I speak of Iraq, not because everybody is talking about it, but because it is a sign of things to come. Iraq marks the beginning of a new cycle. It offers us an opportunity to watch the corporate-military cabal that has come to be known as "empire" at work. In the new Iraq, the gloves are off.

As the battle to control the world's resources intensifies, economic colonialism through formal military aggression is staging a comeback. Iraq is the logical culmination of the process of corporate globalisation in which neo-colonialism and neo-liberalism have fused. If we can find it in ourselves to peep behind the curtain of blood, we would glimpse the pitiless transactions taking place backstage.

Invaded and occupied Iraq has been made to pay out $US200 million ($270 million) in "reparations" for lost profits to corporations such as Halliburton, Shell, Mobil, Nestle, Pepsi, Kentucky Fried Chicken and Toys R Us.
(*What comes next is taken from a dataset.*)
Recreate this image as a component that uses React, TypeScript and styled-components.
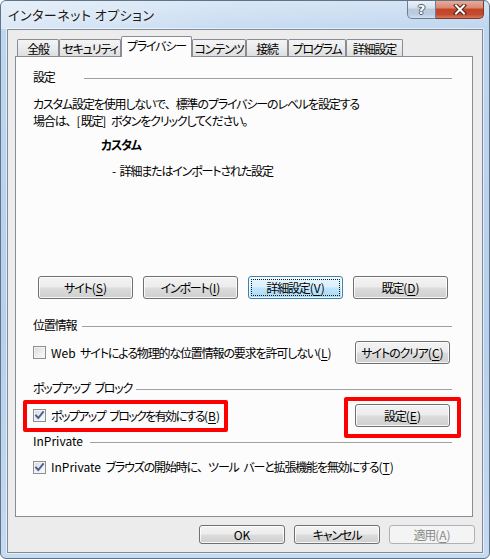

That's apart from its $US125 billion sovereign debt forcing it to turn to the IMF, waiting in the wings like the angel of death, with its structural adjustment program. (Though in Iraq there don't seem to be many structures left to adjust.)
So what does peace mean in this savage, corporatised, militarised world? What does peace mean to people in occupied Iraq, Palestine, Kashmir, Tibet and Chechnya? Or to the Aboriginal people of Australia? Or the Kurds in Turkey? Or the Dalits and Adivasis of India? What does peace mean to non-Muslims in Islamic countries, or to women in Iran, Saudi Arabia and Afghanistan? What does it mean to the millions who are being uprooted from their lands by dams and development projects? What does peace mean to the poor who are being actively robbed of their resources? For them, peace is war.

We know very well who benefits from war in the age of empire. But we must also ask ourselves honestly who benefits from peace in the age of empire? War mongering is criminal. But talking of peace without talking of justice could easily become advocacy for a kind of capitulation. And talking of justice without unmasking the institutions and the systems that perpetrate injustice is beyond hypocritical.

It's easy to blame the poor for being poor. It's easy to believe that the world is being caught up in an escalating spiral of terrorism and war. That's what allows George Bush to say, "You're either with us or with the terrorists." But that's a spurious choice. Terrorism is only the privatisation of war. Terrorists are the free marketeers of war. They believe that the legitimate use of violence is not the sole prerogative of the state.

It is mendacious to make moral distinction between the unspeakable brutality of terrorism and the indiscriminate carnage of war and occupation. Both kinds of violence are unacceptable. We cannot support one and condemn the other.

This is an edited extract from the 2004 Sydney Peace Prize lecture delivered by Arundhati Roy at the Seymour Centre last night (3/11/2004).